| Brief |
Show all lines of the listing that hold the word "styles".

| Collected material |
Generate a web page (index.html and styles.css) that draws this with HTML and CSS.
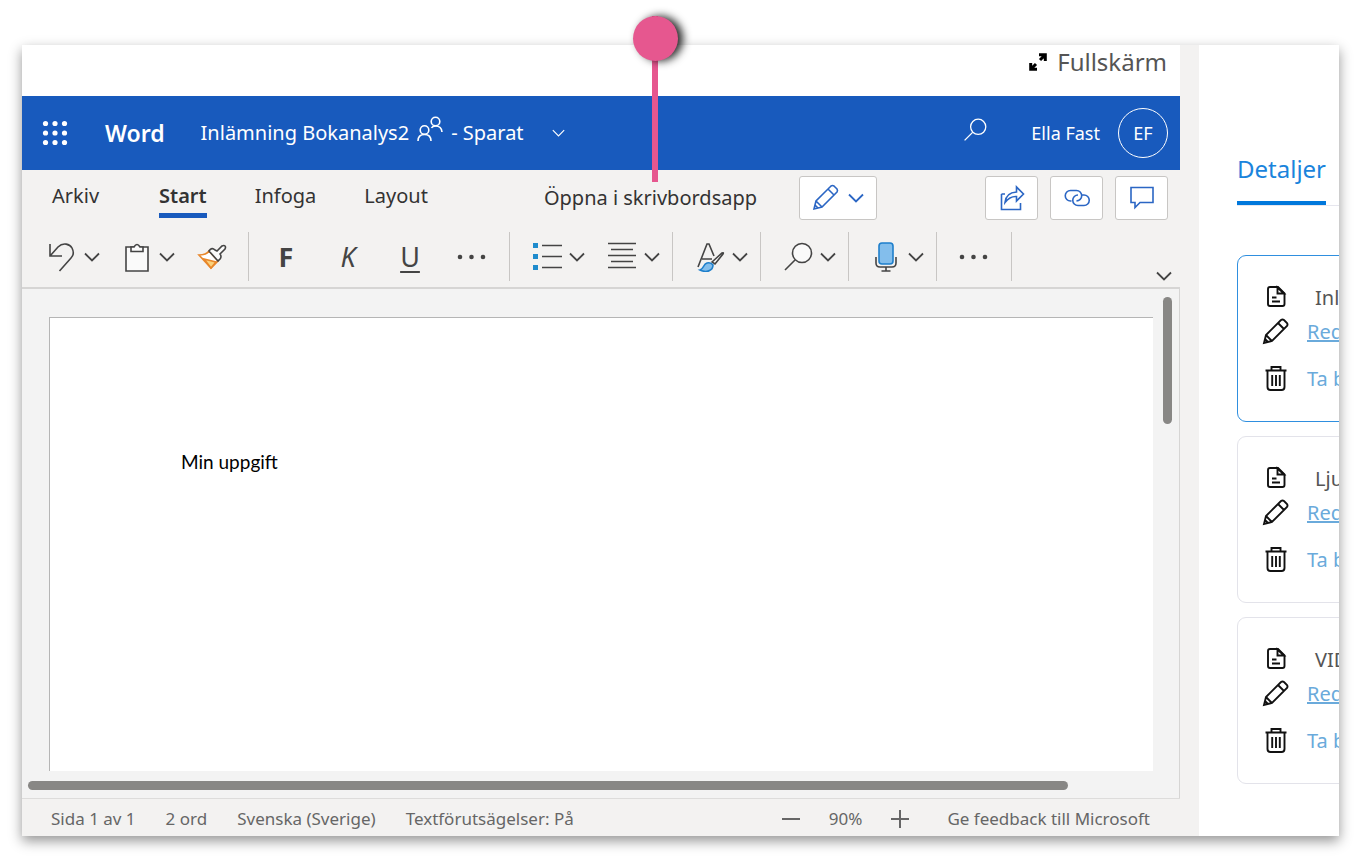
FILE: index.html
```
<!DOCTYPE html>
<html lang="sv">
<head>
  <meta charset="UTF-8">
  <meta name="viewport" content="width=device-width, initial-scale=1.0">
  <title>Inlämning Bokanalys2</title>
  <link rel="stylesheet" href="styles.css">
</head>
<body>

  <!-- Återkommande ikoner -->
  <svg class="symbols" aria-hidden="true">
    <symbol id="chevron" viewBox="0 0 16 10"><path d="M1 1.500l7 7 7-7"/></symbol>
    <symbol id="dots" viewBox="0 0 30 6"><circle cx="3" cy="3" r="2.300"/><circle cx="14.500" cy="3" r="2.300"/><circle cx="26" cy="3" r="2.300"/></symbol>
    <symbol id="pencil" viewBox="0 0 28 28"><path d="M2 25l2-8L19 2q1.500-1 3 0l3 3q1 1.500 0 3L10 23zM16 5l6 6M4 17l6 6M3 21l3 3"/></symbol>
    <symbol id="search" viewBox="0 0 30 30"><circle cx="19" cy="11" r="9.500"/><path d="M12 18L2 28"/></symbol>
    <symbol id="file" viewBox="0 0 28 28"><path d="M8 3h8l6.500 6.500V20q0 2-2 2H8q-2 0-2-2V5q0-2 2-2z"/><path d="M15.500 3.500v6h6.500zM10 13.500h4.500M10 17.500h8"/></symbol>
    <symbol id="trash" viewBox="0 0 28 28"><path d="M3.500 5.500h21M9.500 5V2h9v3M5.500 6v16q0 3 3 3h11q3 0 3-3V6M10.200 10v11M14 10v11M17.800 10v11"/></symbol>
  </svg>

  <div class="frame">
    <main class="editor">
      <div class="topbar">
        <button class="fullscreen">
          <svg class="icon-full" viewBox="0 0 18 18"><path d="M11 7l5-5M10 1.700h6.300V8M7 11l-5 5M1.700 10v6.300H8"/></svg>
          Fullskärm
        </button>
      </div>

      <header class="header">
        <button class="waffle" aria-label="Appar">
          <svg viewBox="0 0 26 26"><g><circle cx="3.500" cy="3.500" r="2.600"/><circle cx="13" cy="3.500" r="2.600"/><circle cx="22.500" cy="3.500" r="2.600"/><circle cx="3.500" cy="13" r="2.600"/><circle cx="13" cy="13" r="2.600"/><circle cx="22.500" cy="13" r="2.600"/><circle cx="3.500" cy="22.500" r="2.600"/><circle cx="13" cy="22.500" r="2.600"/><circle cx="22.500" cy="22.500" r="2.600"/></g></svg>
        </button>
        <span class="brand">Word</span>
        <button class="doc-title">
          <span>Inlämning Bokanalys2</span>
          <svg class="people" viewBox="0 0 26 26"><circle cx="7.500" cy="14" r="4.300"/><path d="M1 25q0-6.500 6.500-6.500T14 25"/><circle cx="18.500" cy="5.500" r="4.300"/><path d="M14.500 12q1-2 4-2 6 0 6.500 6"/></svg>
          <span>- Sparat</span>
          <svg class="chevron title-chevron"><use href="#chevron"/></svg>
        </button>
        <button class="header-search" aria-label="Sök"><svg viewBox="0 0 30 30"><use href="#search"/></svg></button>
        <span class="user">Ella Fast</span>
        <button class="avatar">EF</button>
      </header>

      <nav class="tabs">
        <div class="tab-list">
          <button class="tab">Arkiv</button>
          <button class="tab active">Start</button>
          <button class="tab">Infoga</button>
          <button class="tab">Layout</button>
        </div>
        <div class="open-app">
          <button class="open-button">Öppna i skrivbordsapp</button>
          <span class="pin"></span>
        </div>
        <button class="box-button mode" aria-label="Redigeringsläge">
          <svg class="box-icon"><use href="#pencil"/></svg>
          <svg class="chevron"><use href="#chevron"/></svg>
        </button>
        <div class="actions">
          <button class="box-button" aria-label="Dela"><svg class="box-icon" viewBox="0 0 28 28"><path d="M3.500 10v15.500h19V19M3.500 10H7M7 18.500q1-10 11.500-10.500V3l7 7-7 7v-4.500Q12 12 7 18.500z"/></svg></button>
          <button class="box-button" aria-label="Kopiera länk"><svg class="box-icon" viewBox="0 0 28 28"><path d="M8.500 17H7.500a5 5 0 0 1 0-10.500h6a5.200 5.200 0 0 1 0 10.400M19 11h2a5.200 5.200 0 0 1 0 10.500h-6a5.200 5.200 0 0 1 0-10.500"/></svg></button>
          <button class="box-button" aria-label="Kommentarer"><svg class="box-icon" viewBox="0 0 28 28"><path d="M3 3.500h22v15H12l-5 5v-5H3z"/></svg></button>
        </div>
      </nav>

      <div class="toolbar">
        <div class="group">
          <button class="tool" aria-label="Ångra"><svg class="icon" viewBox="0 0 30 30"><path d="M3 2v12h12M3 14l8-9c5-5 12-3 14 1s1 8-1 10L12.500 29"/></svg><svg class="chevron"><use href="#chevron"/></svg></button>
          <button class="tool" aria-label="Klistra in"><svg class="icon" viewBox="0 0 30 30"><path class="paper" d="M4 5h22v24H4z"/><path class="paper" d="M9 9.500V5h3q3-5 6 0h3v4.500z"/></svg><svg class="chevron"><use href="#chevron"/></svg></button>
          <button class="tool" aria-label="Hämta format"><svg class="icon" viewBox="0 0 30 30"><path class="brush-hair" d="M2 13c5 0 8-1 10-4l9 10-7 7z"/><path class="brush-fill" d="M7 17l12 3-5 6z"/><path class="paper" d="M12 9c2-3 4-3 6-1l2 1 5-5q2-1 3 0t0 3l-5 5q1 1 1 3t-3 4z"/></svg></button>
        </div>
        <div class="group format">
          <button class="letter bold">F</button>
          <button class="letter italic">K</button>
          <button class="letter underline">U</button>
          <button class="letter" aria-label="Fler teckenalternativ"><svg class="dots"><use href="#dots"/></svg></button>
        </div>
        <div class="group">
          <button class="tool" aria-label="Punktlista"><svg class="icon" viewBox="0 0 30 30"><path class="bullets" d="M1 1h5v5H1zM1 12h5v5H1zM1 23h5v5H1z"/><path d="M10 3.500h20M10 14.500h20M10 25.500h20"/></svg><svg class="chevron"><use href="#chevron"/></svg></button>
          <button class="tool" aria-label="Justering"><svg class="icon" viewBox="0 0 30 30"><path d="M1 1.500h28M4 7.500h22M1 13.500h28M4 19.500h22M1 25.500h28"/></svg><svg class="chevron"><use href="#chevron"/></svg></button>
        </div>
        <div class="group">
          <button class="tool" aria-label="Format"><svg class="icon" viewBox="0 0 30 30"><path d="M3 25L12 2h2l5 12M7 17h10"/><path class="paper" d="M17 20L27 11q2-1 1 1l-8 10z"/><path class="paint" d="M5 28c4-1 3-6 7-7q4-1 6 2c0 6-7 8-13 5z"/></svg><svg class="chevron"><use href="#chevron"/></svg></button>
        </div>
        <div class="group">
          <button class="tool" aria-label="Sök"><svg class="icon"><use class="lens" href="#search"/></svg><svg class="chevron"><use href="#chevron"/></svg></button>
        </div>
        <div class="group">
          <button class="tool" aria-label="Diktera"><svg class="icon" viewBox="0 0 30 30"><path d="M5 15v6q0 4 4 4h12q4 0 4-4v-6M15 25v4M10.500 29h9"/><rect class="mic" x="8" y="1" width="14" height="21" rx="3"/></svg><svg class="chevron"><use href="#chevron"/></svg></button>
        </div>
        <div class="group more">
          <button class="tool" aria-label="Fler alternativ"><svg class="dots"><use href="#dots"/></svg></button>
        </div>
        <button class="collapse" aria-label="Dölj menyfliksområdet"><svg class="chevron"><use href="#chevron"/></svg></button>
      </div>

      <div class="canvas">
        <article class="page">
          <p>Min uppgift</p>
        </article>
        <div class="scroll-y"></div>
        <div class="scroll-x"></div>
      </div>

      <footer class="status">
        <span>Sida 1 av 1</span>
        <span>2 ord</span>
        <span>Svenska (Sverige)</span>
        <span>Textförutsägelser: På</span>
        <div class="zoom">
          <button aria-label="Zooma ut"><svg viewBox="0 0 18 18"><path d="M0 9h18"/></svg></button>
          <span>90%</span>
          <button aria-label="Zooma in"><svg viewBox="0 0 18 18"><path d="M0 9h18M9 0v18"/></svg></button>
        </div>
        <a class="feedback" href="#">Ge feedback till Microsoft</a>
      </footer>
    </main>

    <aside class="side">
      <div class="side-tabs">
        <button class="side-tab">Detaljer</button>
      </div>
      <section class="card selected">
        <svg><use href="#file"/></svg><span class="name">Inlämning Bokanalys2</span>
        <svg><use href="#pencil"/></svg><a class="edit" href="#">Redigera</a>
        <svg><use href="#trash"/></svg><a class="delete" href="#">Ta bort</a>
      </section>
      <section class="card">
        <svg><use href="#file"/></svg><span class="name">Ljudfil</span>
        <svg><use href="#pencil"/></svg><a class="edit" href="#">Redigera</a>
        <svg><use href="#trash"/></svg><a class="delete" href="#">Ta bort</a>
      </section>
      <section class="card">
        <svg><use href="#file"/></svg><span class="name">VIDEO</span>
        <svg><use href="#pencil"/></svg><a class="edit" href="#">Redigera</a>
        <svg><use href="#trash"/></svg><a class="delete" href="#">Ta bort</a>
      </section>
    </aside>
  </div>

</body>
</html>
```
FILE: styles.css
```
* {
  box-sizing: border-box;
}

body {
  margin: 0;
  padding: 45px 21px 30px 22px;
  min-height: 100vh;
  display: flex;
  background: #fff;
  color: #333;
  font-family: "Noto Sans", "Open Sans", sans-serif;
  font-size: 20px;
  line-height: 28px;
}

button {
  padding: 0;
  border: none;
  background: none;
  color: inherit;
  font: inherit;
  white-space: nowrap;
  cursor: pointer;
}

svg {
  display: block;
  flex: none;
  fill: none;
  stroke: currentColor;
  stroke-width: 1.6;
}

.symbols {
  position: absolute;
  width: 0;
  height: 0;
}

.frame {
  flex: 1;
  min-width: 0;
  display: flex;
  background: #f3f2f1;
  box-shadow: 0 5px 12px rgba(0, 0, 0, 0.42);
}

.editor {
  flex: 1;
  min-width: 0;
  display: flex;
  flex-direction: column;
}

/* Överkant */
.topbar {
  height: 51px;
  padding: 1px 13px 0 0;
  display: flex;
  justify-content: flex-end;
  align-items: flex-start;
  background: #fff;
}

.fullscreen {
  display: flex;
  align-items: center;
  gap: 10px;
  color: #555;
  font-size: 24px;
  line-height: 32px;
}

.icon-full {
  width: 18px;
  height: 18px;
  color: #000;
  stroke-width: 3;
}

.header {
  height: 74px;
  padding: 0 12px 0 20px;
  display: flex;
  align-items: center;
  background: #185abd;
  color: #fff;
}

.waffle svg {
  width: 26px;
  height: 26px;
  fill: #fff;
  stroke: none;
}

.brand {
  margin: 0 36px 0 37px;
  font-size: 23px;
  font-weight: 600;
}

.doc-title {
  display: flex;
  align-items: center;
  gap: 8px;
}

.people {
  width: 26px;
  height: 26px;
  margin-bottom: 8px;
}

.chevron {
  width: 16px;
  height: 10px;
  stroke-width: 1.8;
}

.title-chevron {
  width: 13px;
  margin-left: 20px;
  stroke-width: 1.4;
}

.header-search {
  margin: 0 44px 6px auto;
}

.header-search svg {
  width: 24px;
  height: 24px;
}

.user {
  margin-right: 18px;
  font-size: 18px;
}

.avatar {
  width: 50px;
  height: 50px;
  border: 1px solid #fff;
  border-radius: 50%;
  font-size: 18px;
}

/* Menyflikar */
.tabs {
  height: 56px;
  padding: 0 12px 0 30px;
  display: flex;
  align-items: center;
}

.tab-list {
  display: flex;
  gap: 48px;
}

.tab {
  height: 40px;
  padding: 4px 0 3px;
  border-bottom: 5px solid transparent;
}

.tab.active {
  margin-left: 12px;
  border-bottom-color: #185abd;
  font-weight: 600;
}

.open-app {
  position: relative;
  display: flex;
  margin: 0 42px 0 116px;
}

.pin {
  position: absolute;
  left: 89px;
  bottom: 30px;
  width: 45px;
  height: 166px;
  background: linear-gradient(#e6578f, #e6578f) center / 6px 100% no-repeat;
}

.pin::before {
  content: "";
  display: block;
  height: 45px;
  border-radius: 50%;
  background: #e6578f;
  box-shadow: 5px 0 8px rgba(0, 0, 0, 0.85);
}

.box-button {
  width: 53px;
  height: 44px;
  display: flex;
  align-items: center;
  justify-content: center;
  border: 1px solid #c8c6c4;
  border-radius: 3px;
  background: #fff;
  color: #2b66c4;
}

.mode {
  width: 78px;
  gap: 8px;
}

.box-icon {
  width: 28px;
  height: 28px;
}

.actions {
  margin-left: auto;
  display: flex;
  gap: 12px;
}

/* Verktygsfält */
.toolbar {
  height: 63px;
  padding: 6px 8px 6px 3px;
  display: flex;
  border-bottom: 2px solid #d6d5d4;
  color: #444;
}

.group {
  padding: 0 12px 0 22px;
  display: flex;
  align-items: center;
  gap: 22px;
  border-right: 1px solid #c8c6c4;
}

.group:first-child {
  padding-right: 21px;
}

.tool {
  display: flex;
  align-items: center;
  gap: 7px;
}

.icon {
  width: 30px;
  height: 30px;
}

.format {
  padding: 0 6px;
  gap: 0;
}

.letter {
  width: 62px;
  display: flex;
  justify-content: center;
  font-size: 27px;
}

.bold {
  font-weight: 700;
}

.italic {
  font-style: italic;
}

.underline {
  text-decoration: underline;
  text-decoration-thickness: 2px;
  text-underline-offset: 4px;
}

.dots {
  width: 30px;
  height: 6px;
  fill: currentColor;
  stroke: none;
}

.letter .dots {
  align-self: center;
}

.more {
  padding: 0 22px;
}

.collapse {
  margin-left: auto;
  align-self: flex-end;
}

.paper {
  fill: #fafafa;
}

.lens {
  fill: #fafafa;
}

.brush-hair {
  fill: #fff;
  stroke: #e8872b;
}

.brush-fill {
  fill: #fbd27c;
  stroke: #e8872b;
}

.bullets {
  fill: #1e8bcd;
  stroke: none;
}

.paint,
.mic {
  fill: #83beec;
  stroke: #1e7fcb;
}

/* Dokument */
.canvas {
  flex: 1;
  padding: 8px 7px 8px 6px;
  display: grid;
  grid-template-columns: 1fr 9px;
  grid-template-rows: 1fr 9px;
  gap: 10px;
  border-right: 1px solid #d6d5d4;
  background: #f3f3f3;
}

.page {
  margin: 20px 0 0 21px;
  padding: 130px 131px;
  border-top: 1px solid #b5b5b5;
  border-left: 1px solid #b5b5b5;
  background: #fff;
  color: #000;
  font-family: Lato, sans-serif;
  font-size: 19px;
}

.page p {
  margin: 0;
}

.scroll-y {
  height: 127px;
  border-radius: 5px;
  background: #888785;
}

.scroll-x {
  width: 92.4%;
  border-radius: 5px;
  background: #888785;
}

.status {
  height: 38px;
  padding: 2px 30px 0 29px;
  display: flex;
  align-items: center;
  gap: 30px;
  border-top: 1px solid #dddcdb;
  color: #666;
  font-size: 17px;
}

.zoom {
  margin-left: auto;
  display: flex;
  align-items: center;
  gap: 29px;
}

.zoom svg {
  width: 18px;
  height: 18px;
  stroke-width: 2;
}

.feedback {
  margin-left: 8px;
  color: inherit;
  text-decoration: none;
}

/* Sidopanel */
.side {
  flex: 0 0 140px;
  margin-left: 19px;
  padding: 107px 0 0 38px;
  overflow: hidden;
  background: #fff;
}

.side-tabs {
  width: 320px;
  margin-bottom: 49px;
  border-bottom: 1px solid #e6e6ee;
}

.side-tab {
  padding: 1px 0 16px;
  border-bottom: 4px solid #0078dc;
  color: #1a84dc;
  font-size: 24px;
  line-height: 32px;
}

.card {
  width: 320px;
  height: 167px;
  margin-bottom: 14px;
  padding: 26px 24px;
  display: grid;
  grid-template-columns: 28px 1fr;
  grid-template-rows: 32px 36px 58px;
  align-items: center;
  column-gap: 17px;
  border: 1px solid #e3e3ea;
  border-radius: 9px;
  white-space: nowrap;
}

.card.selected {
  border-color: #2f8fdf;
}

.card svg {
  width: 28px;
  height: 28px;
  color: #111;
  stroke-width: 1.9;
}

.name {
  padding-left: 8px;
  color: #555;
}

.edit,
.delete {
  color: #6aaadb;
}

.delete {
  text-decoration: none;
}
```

| Right answer |
Generate a web page (index.html and styles.css) that draws this with HTML and CSS.
  <link rel="stylesheet" href="styles.css">
FILE: styles.css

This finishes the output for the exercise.